Bleeding edge companies. Not surprisingly, companies that operate on the bleeding edge of technology, such as Netflix, have seen the future and are aggressively moving to it. Netflix now refers to its massive Teradata data warehouse as a "data mart" and Hadoop as its "data warehouse." Currently, only 10% of its master data resides in Hadoop and the rest in Teradata, but that ratio will soon be reversed. Since Netflix stages most of its data in Hadoop, it sees a natural progression toward moving most of its data and query processing to Hadoop as well. The data warehouse will either disappear or be relegated to handling certain types of dimensional reporting.
Surrounding Hadoop. Given the stakes, it's no wonder that established software vendors, like Teradata, Oracle, Microsoft, SAP, and IBM, as well as the multitude of traditional ETL and BI vendors are working overtime to court Hadoop. On one hand, big data represents a sizable new market opportunity for them--big data opens up a whole new set of applications running on unstructured data. But on the other hand, Hadoop is a threat, and they need to make sure that they don't cede their market hegemony to a slew of Hadoop startups.

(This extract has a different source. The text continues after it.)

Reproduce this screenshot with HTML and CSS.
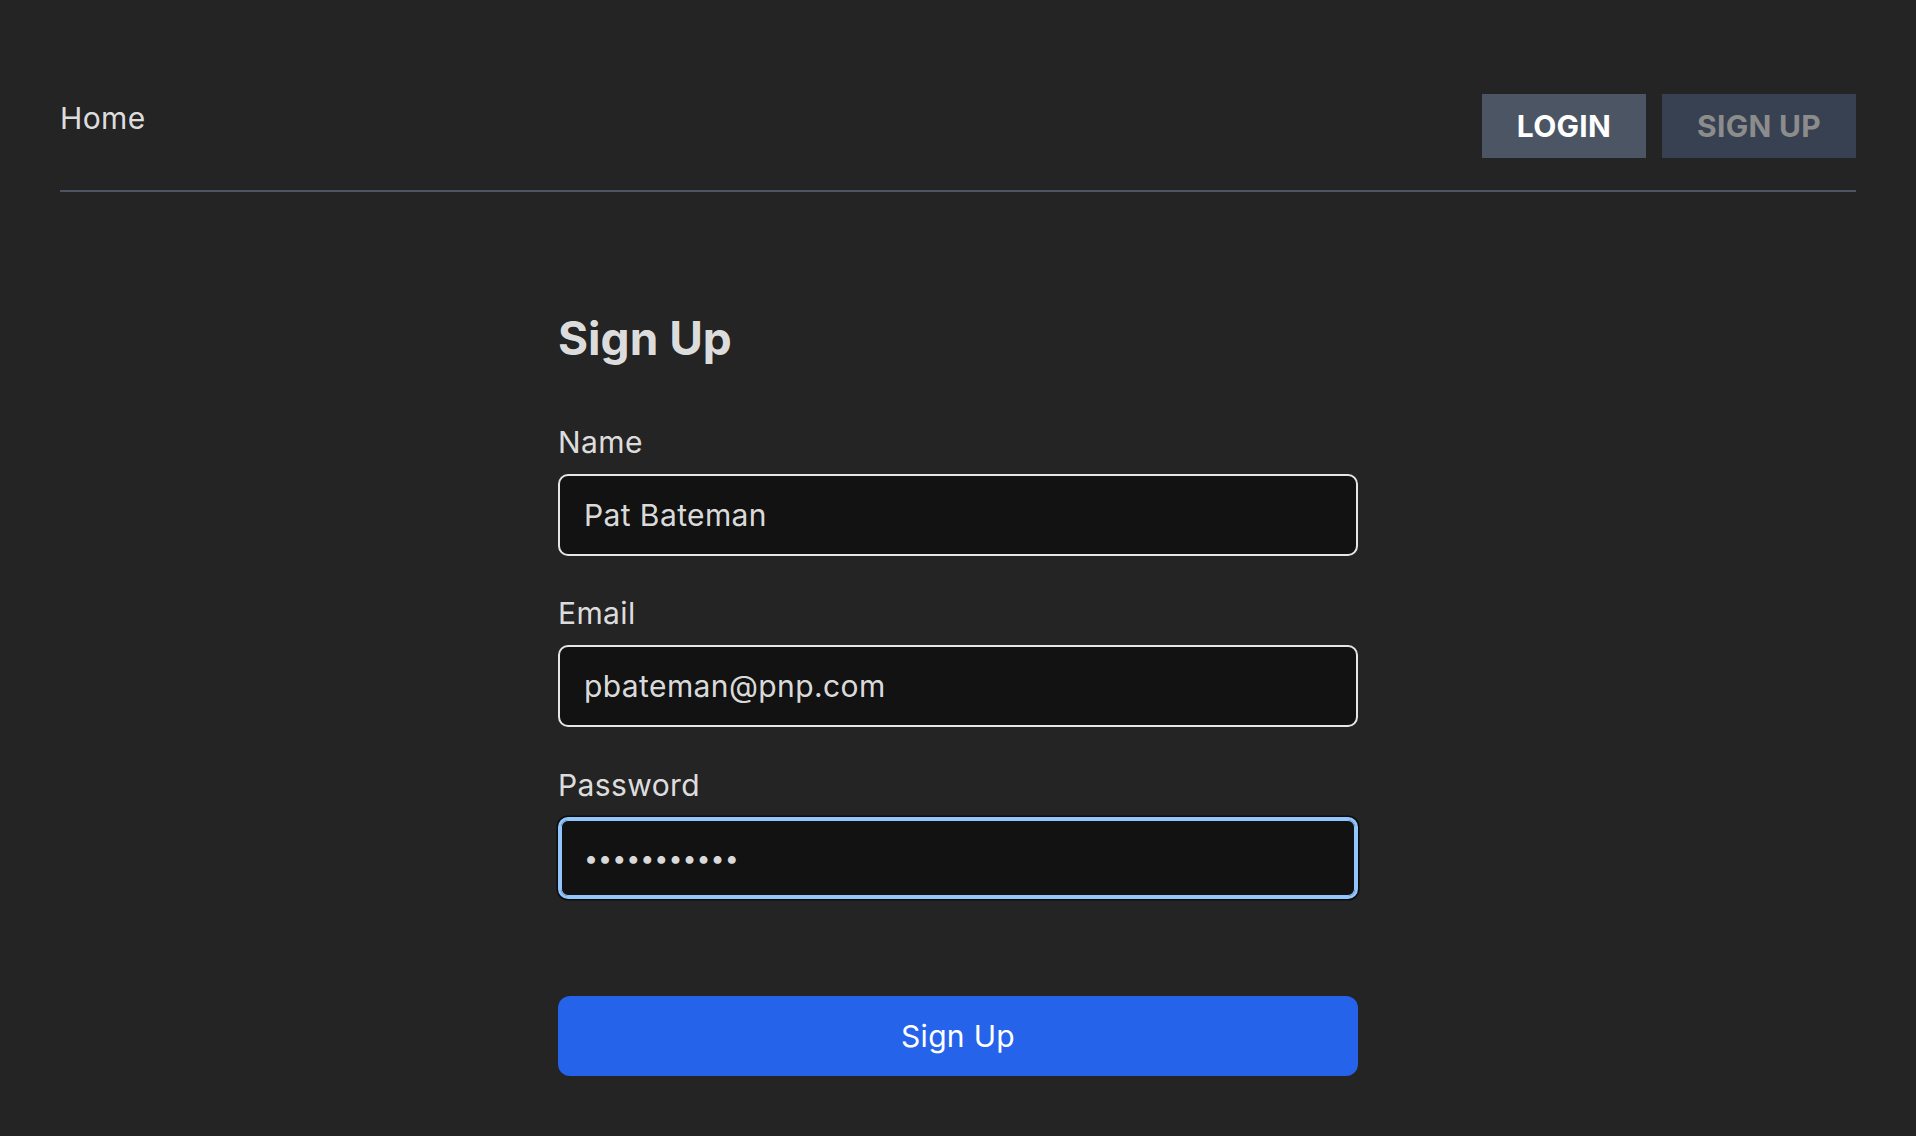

So the battle lines are drawn: Hadoop vendors currently pitch the complementary nature of Hadoop, but keep releasing functionality that puts them in competition with established vendors. And established vendors hawk interoperability with Hadoop while aggressively trying to surround it to maintain control of customer accounts and market dynamics. They want to keep Hadoop as niche technology for handing unstructured data only, while exploiting it for market gain.
We'll learn a lot about the future of Hadoop in 2013. We'll find out just how reliable, secure, and manageable it is for enterprise deployments; we'll better understand the true cost of implementing and maintaining Hadoop environments; and we'll know whether it can live up to its hype as a be-all and end-all for data and information processing.